First demonstrated via the influence of the Monolith on the tribe of Australopithecus and then more explicitly stated in the merger of Commander Dave Bowman and HAL into HALMAN, the opening fourth of Clarke’s quadrology is the first step along a road toward something that would later come to be seen as fundamental to the then-nascent study of cybernetic organisms. Though the term “cyborg” was coined in the 50’s and 60’s, a fuller investigation of the implications of cyborgs would take another 40 years to come to light. The perspective of “Cyborg Anthropology” has taken root through the works of thinkers like Donna Haraway, Amber Case, Klint Finley, and Tim Maly, and it has provided insights at an intersection which, in hindsight, we think ought to have been—but most certainly was not previously—obvious.
In the explicit connection of the cyborg with the anthropocene era, we force ourselves to acknowledge that every human endeavour has been an outgrowth of the dialectic, pattern-centred process of mediation and immediation—of creating new tools to do new (or old) work, and then integrating those tools more and more fully within our expectation of how a “normal” human looks and behaves. Normal humans use tools, at all. Normal humans communicate via standardized language. Normal humans write. Normal humans have a cell phone, a Facebook, a web footprint centred around their purchasing history and social interactions and shared location data; and the implication of this mode of thinking (aside from the obvious judgments made about any “abnormal” human) is that once these become “normal,” they will then have always been normal. It’s just that we’re somehow only just now coming to realize it.

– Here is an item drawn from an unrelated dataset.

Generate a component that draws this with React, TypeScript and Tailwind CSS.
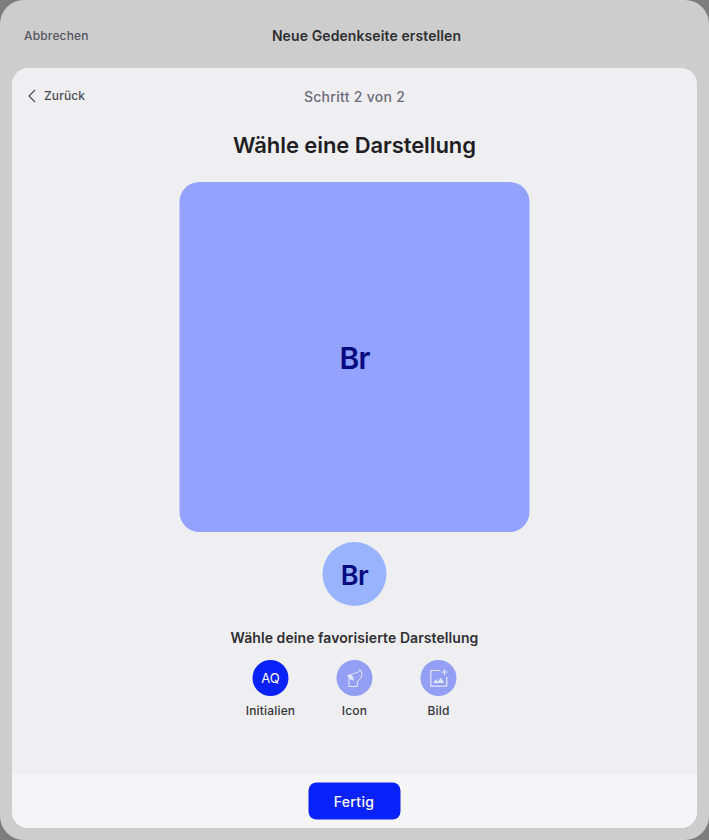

The myth of progress causes humans to seek this determinative Change-Toward, where the idea of “the process of becoming” acts as the modifier of an unspoken, possibly unknown Object State. We are, to steal a Sneaker Pimps title, “Becoming X.” But this teleological view is inconsistent with what we know of nature and the process of adaptation [insert something here about the aforementioned inherently Abrahamic roots of Transhumanist thought and the uninvestigated opposition of adaptation to this determinism]. The question “What are we becoming?” is alluring, but restrictive. We Are Becoming. Life is that process of transmutation from one state to the next. Paradoxically, self-conscious life is so enmeshed in that moment of present-mindedness that we simultaneously cannot a) maintain an awareness of the process of our becoming—that is, of ourselves as anything other than we are and “always have been”—and b) help BUT look to the future of what we desire to become.
We’re consumed with the idea of what we might someday come to be, or what we “will” be. Imagine if, instead, we became aware of the process of ever-present change and self-creation, and modified our future-looking to act as a recognition of our adaptability. Then we’d see that the Monolith didn’t do anything but place our hand and that sharp piece of bone in just the juxtaposition we needed, in order to understand that we were capable of understanding. If the monolith makers in this tale are desirous of anything, it is of the flourishing of adaptable, changeable life—not of a particular Kind of that life, but merely of its existence and expression, throughout the cosmos. In this way, one set of adaptable, self-reflective consciousness goes on to provide the means for the arising of another, and on and on. The Monoliths are tools to create tools which will use tools to create tools to use tools to create tools… But it is equally true that those tool-creating tools are, in the words of Kant, ends in themselves. In fact, they necessarily must be. Their only goal is to flourish and propagate and create the kind of reality in which more of the same can find purchase. They are, thus, to be valued for what they are, because what they are IS what they do.
But this isn’t the end. Haraway said she’d rather be a cyborg than a goddess, and I once retorted “It Can Always Be Both.” Both cyborg nature and apotheosis are about the self-directed, rising spiral of adaptation. In order for that to be true, we have to recognise that nature itself isn’t a passive state of being, but an ever-evolving, constant becoming. Nature adapts so constantly, so thoroughly that it looks like no change has taken place, until—thousands of years later—the differentiation is so vast that it boggles the mind. But now? Now the pace of evolution is so accelerated (or perhaps our ways of looking have simply become able to parse more, more usefully) that we may be able to see it in action. We can tell that there is work being done, in nature, to “refine” itself, all the time, and we can, finally, seek to model ourselves after it.
We may get to the point where the manipulation of the hearts of stars or the molecular composition of gas giants is as easy for us to contemplate and execute as the building of an engine. We may reach a stage where we understand the fabric of space-time as intimately as our own skin, flesh, and bones. We may yet understand how a word or a gesture made at the right time or place can cause ripples and actions in faraway places in what seems like an instant. Mechanisms once thought to be the purview fantasy are coming to us, again, through the applications of science, but this is not to say that technology accomplished what magic could not. Magic is a lens through which to see and interact with the world. It is a set of concepts and symbols which usefulness are determined by their meaning and vice versa. For many adherents, the lens is used for as long as it works, no more and no less, and when it stops working, the next lens is brought to bear. Systematically, technological viewpoints are magic we like to explain.
Whether wearing bear shirts and calf’s blood or lab coats and implanted magnets, the constant becoming of reflexive adaptation is the only thing we’ve ever been—the only thing anything has ever been. This is, in a real sense, the best thing we can ever hope to be. But if the human species has any “final form,” maybe one day someone will look at us and realise that, my god, we’re full of stars.